Manufacturers most likely to benefit from outsourced support include:
- Food and beverage plants with integrated automation
- Multi-site operations with centralized monitoring needs
- Facilities with frequent shipping or fulfillment disruptions
- Plants running aging equipment with cybersecurity risk
- Teams with limited internal IT bandwidth
Internal vs. Outsourced Help Desk: The Best Answer Is Usually Hybrid
For most manufacturers, the best model is not internal or outsourced. It’s both. Internal IT handles physical response, day-to-day plant support, and operational coordination. Outsourced manufacturing IT service provides deeper engineering, proactive strategy, and resilience planning. Together, they create a support system that restores production faster, reduces repeat incidents, and strengthens the plant’s ability to scale without increasing risk.

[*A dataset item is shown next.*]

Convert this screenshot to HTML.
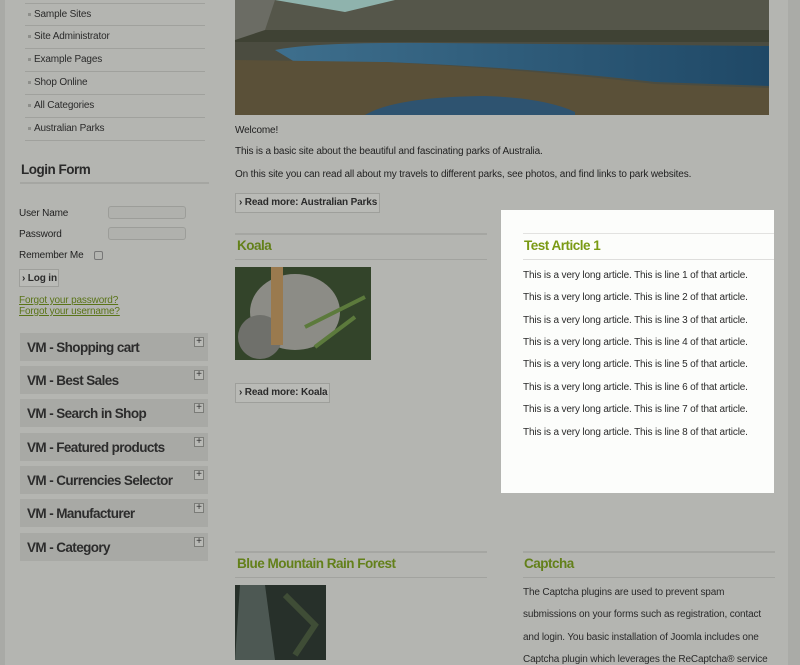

A hybrid model works best when:
- Internal teams manage on-site response and user support
- Outsourced teams provide OT networking, security, and DR
- Both teams share documentation and escalation processes
- SLAs are based on production impact, not ticket volume
- The support model prioritizes uptime, safety, and shipping continuity
Final Takeaway: In Manufacturing, Recovery Speed Is Operational Protection
The question is not whether disruption will happen. It will. Equipment fails. Networks fail. Systems freeze. Parts break. What matters is whether your plant can recover fast enough to protect production, compliance, and revenue. That is what a true manufacturing help desk should deliver whether internal, outsourced, or hybrid.
If you want to make the right decision, evaluate support using one lens:
- How quickly can we restore production control and shipping when critical systems fail?
That is the standard manufacturing IT should be measured by.